Centaurus A (NGC 5128) sticks out due its relatively high point source fraction despite its high total flux. In this particular source we have strong evidence that about 50% of its mid-IR emission is of non-thermal origin (Meisenheimer et al. 2007; Burtscher et al. 2010, and in prep.).
At first sight, the point source fraction seems to increase with the mid-IR luminosity of the source, Fig. 30. At closer inspection, however, it becomes clear that this effect is simply due to the fact that type 1 sources – which have higher point source fractions on average in our sample – are less common in the nearby universe. In fact, in a formal correlation analysis (Spearman’s rank correlation) we do not find a significant correlation in either type 1 or type 2 objects separately.

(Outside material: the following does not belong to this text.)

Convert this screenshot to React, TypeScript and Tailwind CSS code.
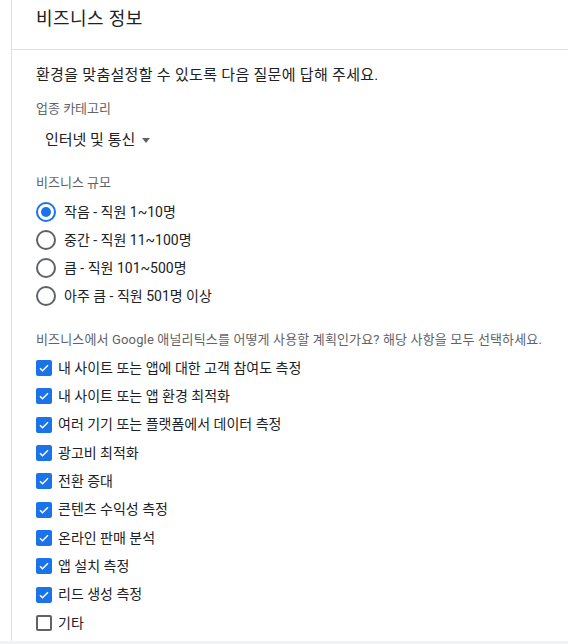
const sizes = ["작음 - 직원 1~10명", "중간 - 직원 11~100명", "큼 - 직원 101~500명", "아주 큼 - 직원 501명 이상"]

const uses = [
  { label: "내 사이트 또는 앱에 대한 고객 참여도 측정", checked: true },
  { label: "내 사이트 또는 앱 환경 최적화", checked: true },
  { label: "여러 기기 또는 플랫폼에서 데이터 측정", checked: true },
  { label: "광고비 최적화", checked: true },
  { label: "전환 증대", checked: true },
  { label: "콘텐츠 수익성 측정", checked: true },
  { label: "온라인 판매 분석", checked: true },
  { label: "앱 설치 측정", checked: true },
  { label: "리드 생성 측정", checked: true },
  { label: "기타", checked: false },
]

function Radio({ on }: { on: boolean }) {
  return (
    <span
      className={
        "flex h-[20px] w-[20px] shrink-0 items-center justify-center rounded-full border-2 " +
        (on ? "border-[#1a73e8]" : "border-[#5f6368]")
      }
    >
      {on && <span className="h-[10px] w-[10px] rounded-full bg-[#1a73e8]" />}
    </span>
  )
}

function Check({ on }: { on: boolean }) {
  if (!on) {
    return <span className="h-[16px] w-[16px] shrink-0 rounded-[2px] border-2 border-[#5f6368]" />
  }
  return (
    <span className="flex h-[16px] w-[16px] shrink-0 items-center justify-center rounded-[2px] bg-[#1a73e8]">
      <svg width="12" height="12" viewBox="0 0 24 24" fill="none" stroke="white" strokeWidth="3">
        <path d="M4 12.5l5 5L20 6.5" />
      </svg>
    </span>
  )
}

export default function App() {
  return (
    <div
      className="flex h-[644px] w-[568px] flex-col bg-white text-[#202124]"
      style={{ fontFamily: "Roboto, 'Noto Sans CJK KR', sans-serif" }}
    >
      <div className="ml-[11px] flex flex-1 flex-col border-l border-[#e0e0e0]">
        <div className="h-[50px] border-b border-[#e0e0e0] pl-[24px] pt-[7px] text-[18px] leading-[24px] tracking-[0.4px]">
          비즈니스 정보
        </div>
        <div className="flex flex-col pl-[24px] pt-[15px]">
          <p className="text-[15px] leading-[20px] tracking-[0.3px]">환경을 맞춤설정할 수 있도록 다음 질문에 답해 주세요.</p>
          <p className="mt-[16px] text-[13px] leading-[16px] text-[#5f6368]">업종 카테고리</p>
          <div className="mt-[12px] flex items-center gap-[6px] pl-[9px] text-[15px] leading-[22px]">
            인터넷 및 통신
            <svg width="10" height="5" viewBox="0 0 10 5">
              <path d="M1 0h8L5 5z" fill="#5f6368" />
            </svg>
          </div>
          <p className="mt-[24px] text-[13px] leading-[16px] text-[#5f6368]">비즈니스 규모</p>
          <div className="mt-[7px] flex flex-col">
            {sizes.map((s, i) => (
              <div key={s} className="flex h-[28px] items-center gap-[8px] text-[14px]">
                <Radio on={i === 0} />
                {s}
              </div>
            ))}
          </div>
          <p className="mt-[22px] text-[13px] leading-[16px] tracking-[0.15px] text-[#5f6368]">
            비즈니스에서 Google 애널리틱스를 어떻게 사용할 계획인가요? 해당 사항을 모두 선택하세요.
          </p>
          <div className="mt-[6px] flex flex-col">
            {uses.map((u) => (
              <div key={u.label} className="flex h-[28.33px] items-center gap-[6px] text-[14px]">
                <Check on={u.checked} />
                {u.label}
              </div>
            ))}
          </div>
        </div>
      </div>
      <div className="h-[3px] bg-[#f1f3f4]" />
    </div>
  )
}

Since all but the two brightest targets in the sample are in a very narrow range of flux, luminosity and distance are nearly linearly related, see Fig. 1. For this reason, the plot of point source fraction vs. distance (resolution), Fig. 31, looks similar to the plot of point source fraction vs. luminosity (Fig. 30), except for the two brightest objects. Note that in both plots, the resolved sources (the ones which are marked with green boxes) have the lowest point source fractions for a given distance or luminosity, i.e. these are the maximally extended objects. In both plots, there is only marginal evidence for a correlation. It appears that neither luminosity nor distance (resolution) are a strong predictor for the morphology of AGN tori.

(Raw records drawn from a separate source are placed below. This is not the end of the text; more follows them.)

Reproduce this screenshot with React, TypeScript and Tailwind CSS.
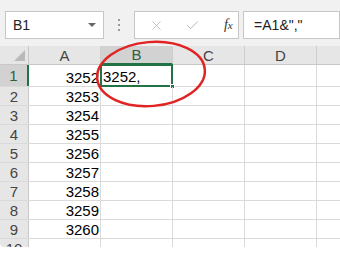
import { X, Check } from 'lucide-react';

const cols = ['A', 'B', 'C', 'D'];
const values = [3252, 3253, 3254, 3255, 3256, 3257, 3258, 3259, 3260];

function HeaderRow() {
  return (
    <div className="flex h-[19px] bg-[#e6e6e6] border-b border-[#c8c8c8]">
      <div className="w-[29px] shrink-0 relative border-r border-[#c8c8c8]">
        <div className="absolute right-[3px] bottom-[3px] w-0 h-0 border-l-[11px] border-l-transparent border-b-[11px] border-b-[#b9b9b9]" />
      </div>
      {cols.map((c) => (
        <div
          key={c}
          className={
            'w-[72px] shrink-0 flex items-end justify-center pb-[1px] border-r border-[#cfcfcf] text-[15px] leading-none ' +
            (c === 'B' ? 'bg-[#d2d2d2] text-[#2f5f40] border-b-2 border-b-[#217346] -mb-px' : 'text-[#444]')
          }
        >
          {c}
        </div>
      ))}
      <div className="flex-1" />
    </div>
  );
}

function Row({ n, value }: { n: number; value?: number }) {
  const first = n === 1;
  return (
    <div className={'flex border-b border-[#dadada] ' + (first ? 'h-[22px]' : 'h-[19px]')}>
      <div
        className={
          'w-[29px] shrink-0 flex items-center justify-center text-[15px] leading-none ' +
          (first
            ? 'bg-[#d2d2d2] text-[#2f5f40] border-r-2 border-[#217346]'
            : 'bg-[#e6e6e6] text-[#444] border-r border-[#c8c8c8]')
        }
      >
        {n}
      </div>
      <div className="w-[72px] shrink-0 flex items-end justify-end pr-[1px] pb-[1px] border-r border-[#dadada] text-[15px] leading-none text-black">
        {value}
      </div>
      <div
        className={
          'w-[72px] shrink-0 relative border-r border-[#dadada] text-[15px] leading-none text-black ' +
          (first ? 'flex items-end pl-[2px] pb-[2px]' : '')
        }
      >
        {first && (
          <>
            <div className="absolute -left-px -top-px -right-px -bottom-px border-2 border-[#217346]" />
            <div className="absolute -right-[3px] -bottom-[3px] w-[5px] h-[5px] bg-[#217346] border border-white" />
            3252,
          </>
        )}
      </div>
      <div className="w-[72px] shrink-0 border-r border-[#dadada]" />
      <div className="w-[72px] shrink-0 border-r border-[#dadada]" />
      <div className="flex-1" />
    </div>
  );
}

export default function App() {
  return (
    <div
      className="w-[340px] h-[257px] bg-white relative overflow-hidden"
      style={{ fontFamily: '"Liberation Sans", Arial, sans-serif' }}
    >
      {/* formula bar */}
      <div className="h-[46px] bg-[#f1f1f1] pt-[11px] pl-[5px] flex">
        <div className="w-[102px] h-[28px] bg-white border border-[#c6c6c6] flex items-center pl-[7px] pr-[7px] text-[14px] text-[#222]">
          <span className="flex-1">B1</span>
          <span className="w-0 h-0 border-l-[4px] border-r-[4px] border-t-[4px] border-l-transparent border-r-transparent border-t-[#666]" />
        </div>
        <div className="w-[31px] flex flex-col items-center justify-center gap-[3px] h-[28px]">
          <span className="w-[2px] h-[2px] bg-[#9a9a9a]" />
          <span className="w-[2px] h-[2px] bg-[#9a9a9a]" />
          <span className="w-[2px] h-[2px] bg-[#9a9a9a]" />
        </div>
        <div className="w-[109px] h-[28px] bg-white border border-[#c6c6c6] flex items-center">
          <X size={15} strokeWidth={1.3} className="text-[#b5b5b5] ml-[14px]" />
          <Check size={15} strokeWidth={1.6} className="text-[#b5b5b5] ml-[21px]" />
          <span
            className="ml-[24px] text-[14px] italic text-[#333] leading-none"
            style={{ fontFamily: '"Liberation Serif", "Times New Roman", serif' }}
          >
            f<span className="text-[11px]">x</span>
          </span>
        </div>
        <div className="ml-[4px] w-[100px] h-[28px] bg-white border border-[#c6c6c6] flex items-center pl-[10px] text-[14px] text-[#222]">
          =A1&amp;&quot;,&quot;
        </div>
      </div>

      {/* grid */}
      <HeaderRow />
      {values.map((v, i) => (
        <Row key={i} n={i + 1} value={v} />
      ))}
      <div className="flex h-[8px] overflow-hidden">
        <div className="w-[29px] shrink-0 bg-[#e6e6e6] border-r border-[#c8c8c8] rounded-bl-[4px] flex justify-center text-[15px] leading-none text-[#444] pt-[2px]">
          10
        </div>
        <div className="w-[72px] shrink-0 border-r border-[#dadada]" />
        <div className="w-[72px] shrink-0 border-r border-[#dadada]" />
        <div className="w-[72px] shrink-0 border-r border-[#dadada]" />
        <div className="w-[72px] shrink-0 border-r border-[#dadada]" />
      </div>

      {/* red annotation ellipse */}
      <svg className="absolute left-0 top-0 pointer-events-none" width="340" height="257">
        <ellipse
          cx="151"
          cy="74"
          rx="54"
          ry="32"
          transform="rotate(-5 151 74)"
          fill="none"
          stroke="#e02424"
          strokeWidth="2.5"
        />
      </svg>
    </div>
  );
}
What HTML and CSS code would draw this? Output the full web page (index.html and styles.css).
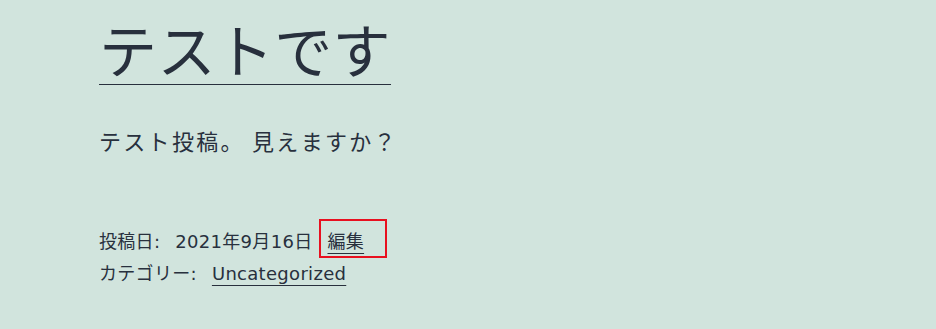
FILE: index.html
```html
<!DOCTYPE html>
<html lang="ja">
<head>
  <meta charset="UTF-8" />
  <meta name="viewport" content="width=device-width, initial-scale=1.0"/>
  <title>テストです</title>
  <link rel="stylesheet" href="styles.css">
</head>
<body>

  <article class="post">
    <header class="entry-header">
      <h1 class="entry-title"><a href="#">テストです</a></h1>
    </header>

    <div class="entry-content">
      <p>テスト投稿。 見えますか？</p>
    </div>

    <footer class="entry-footer">
      <div class="posted-on">
        <span class="meta-label">投稿日:</span> 2021年9月16日
        <span class="edit-link"><a href="#">編集</a></span>
      </div>
      <div class="cat-links">
        <span class="meta-label">カテゴリー:</span> <a href="#">Uncategorized</a>
      </div>
    </footer>
  </article>

</body>
</html>
```

FILE: styles.css
```css
* {
  box-sizing: border-box;
}

body {
  margin: 0;
  background-color: #d1e4dd;
  color: #28303d;
  font-family: "Noto Sans CJK JP", "Noto Sans", sans-serif;
}

a {
  color: #28303d;
  text-decoration: underline;
  text-decoration-thickness: 1px;
}

.post {
  padding: 12px 0 0 99px;
}

.entry-title {
  margin: 0;
  font-size: 58px;
  font-weight: 400;
  letter-spacing: 0.4px;
  line-height: 72px;
}

.entry-title a {
  text-underline-offset: 11px;
}

.entry-content p {
  margin: 40px 0 0;
  font-size: 22px;
  letter-spacing: 2.3px;
  line-height: 32px;
}

/* Latin text in the meta is wide, like Verdana */
.entry-footer {
  margin-top: 70px;
  font-family: "DejaVu Sans", "Noto Sans CJK JP", sans-serif;
  font-size: 18px;
  letter-spacing: 0.3px;
  line-height: 32px;
}

.meta-label {
  margin-right: 9px;
}

.entry-footer a {
  text-underline-offset: 5px;
}

/* red annotation box drawn over the edit link */
.edit-link {
  position: relative;
  margin-left: 9px;
}

.edit-link::after {
  content: "";
  position: absolute;
  top: -12px;
  bottom: -6px;
  left: -8px;
  right: -23px;
  border: 2px solid #e8101f;
}
```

This becomes even clearer when looking at a plot of point source fraction fp versus “intrinsic resolution”, i.e. the resolution (in mas) divided by the inner-most radius of the target, Eq. (10). From Fig. 32 it is first of all evident that we only reach close to the inner-most radius of dust with MIDI in the two brightest objects, NGC 1068 and the Circinus galaxy. This may well be the reason why NGC 1068 is the only galaxy in which MIDI has detected hot dust (Jaffe et al. 2004; Raban et al. 2009). However, despite a similar intrinsic resolution, no such hot dust component has been found in the Circinus galaxy (Tristram 2007).

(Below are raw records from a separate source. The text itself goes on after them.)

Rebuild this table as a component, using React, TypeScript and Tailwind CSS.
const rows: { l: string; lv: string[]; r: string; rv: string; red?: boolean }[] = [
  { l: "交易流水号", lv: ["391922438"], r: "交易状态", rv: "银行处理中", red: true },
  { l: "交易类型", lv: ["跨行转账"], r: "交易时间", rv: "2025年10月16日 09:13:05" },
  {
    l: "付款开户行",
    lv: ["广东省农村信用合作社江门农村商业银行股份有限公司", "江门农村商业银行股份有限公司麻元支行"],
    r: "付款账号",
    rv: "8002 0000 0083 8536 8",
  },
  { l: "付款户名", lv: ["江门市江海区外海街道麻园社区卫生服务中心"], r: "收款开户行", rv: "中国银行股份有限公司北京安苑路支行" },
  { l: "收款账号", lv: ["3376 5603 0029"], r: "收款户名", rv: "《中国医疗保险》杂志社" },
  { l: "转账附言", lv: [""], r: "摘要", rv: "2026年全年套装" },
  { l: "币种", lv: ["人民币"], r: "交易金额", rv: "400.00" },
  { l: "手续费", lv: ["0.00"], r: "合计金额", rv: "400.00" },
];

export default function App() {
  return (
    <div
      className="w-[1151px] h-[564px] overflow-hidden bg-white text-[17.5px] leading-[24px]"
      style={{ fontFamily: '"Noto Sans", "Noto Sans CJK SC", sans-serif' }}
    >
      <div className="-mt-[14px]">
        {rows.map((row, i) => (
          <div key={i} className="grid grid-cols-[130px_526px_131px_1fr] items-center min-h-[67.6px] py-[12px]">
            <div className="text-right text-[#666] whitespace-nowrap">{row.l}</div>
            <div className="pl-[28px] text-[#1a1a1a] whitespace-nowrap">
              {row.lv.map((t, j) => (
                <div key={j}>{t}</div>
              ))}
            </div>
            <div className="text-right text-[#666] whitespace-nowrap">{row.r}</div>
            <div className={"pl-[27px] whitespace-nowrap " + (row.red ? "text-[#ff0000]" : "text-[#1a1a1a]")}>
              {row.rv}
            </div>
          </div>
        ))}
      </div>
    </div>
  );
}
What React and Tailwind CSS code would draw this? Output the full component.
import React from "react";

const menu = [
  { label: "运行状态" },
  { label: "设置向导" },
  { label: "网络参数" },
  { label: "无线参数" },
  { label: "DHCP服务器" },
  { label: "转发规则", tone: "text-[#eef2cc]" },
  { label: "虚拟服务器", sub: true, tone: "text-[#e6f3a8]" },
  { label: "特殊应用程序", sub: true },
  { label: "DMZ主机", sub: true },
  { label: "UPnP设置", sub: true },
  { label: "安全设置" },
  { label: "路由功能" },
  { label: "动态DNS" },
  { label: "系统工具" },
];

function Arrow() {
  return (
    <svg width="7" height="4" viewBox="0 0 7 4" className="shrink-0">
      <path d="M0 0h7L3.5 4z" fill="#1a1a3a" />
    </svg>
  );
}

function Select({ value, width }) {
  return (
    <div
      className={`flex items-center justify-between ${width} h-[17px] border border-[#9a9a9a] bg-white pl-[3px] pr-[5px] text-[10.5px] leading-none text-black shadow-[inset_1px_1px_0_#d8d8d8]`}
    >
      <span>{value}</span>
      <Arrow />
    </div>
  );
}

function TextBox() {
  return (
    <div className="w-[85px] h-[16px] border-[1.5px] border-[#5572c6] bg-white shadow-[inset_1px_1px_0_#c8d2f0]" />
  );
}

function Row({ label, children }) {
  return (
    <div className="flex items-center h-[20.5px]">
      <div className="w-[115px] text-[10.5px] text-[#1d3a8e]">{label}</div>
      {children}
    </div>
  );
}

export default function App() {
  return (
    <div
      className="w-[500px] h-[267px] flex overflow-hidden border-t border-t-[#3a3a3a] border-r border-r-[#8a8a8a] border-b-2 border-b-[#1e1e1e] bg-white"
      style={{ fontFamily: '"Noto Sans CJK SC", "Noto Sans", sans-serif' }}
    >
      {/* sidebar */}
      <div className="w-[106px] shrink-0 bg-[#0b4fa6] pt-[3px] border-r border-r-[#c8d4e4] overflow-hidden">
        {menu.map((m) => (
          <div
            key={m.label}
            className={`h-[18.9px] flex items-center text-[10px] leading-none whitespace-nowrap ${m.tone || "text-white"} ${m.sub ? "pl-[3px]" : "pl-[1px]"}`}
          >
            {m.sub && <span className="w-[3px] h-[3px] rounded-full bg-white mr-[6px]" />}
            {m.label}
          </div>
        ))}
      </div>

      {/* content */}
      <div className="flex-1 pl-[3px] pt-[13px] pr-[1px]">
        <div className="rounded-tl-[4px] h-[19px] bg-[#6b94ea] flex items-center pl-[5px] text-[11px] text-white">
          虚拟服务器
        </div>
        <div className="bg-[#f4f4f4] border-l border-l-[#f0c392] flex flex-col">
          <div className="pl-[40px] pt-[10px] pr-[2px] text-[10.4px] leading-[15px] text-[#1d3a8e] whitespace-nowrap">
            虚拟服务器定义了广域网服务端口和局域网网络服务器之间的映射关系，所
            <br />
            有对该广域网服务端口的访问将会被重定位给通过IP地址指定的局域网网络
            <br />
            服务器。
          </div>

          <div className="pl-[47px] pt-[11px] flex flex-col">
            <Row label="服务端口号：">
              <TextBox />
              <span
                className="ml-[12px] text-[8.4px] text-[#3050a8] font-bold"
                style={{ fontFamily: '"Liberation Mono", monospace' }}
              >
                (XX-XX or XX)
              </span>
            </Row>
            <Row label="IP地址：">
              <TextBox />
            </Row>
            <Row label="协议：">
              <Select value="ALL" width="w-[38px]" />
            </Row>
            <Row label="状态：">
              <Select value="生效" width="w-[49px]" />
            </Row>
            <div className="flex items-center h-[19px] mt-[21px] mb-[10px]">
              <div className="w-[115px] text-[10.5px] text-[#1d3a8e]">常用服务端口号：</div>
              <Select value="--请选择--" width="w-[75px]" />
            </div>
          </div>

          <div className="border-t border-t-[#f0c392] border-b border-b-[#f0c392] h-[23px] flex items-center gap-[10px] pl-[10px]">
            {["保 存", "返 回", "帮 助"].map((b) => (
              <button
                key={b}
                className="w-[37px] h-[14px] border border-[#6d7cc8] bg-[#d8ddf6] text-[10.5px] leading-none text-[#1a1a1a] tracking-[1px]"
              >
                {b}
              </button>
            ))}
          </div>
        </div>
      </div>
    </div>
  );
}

In the fainter galaxies, the resolution of our observations varies between 4 and 12 rin – but the point source fraction does not seem to depend on it. In fact, for about half of the objects our resolution is essentially identical at 6 ± 1rin while fp varies between 0.25 and 1. There is no clear dependency on optical classification either, except at the extreme ends: the highly resolved, brightest and nearby galaxies are of type 2 and all objects with fp = 1 are type 1 AGNs. In all objects where we interferometrically resolve an emitter (case 1 in the modeling, green boxes in Fig. 32), the resolution is better than 8 rin, but there are only few objects with lower resolution. We conclude from this plot that the intrinsic resolution is also not a strong predictor to explain the differences in fp. This implies that AGN tori do not exhibit a common radial profile, contrary to the suggestion by Kishimoto et al. (2009).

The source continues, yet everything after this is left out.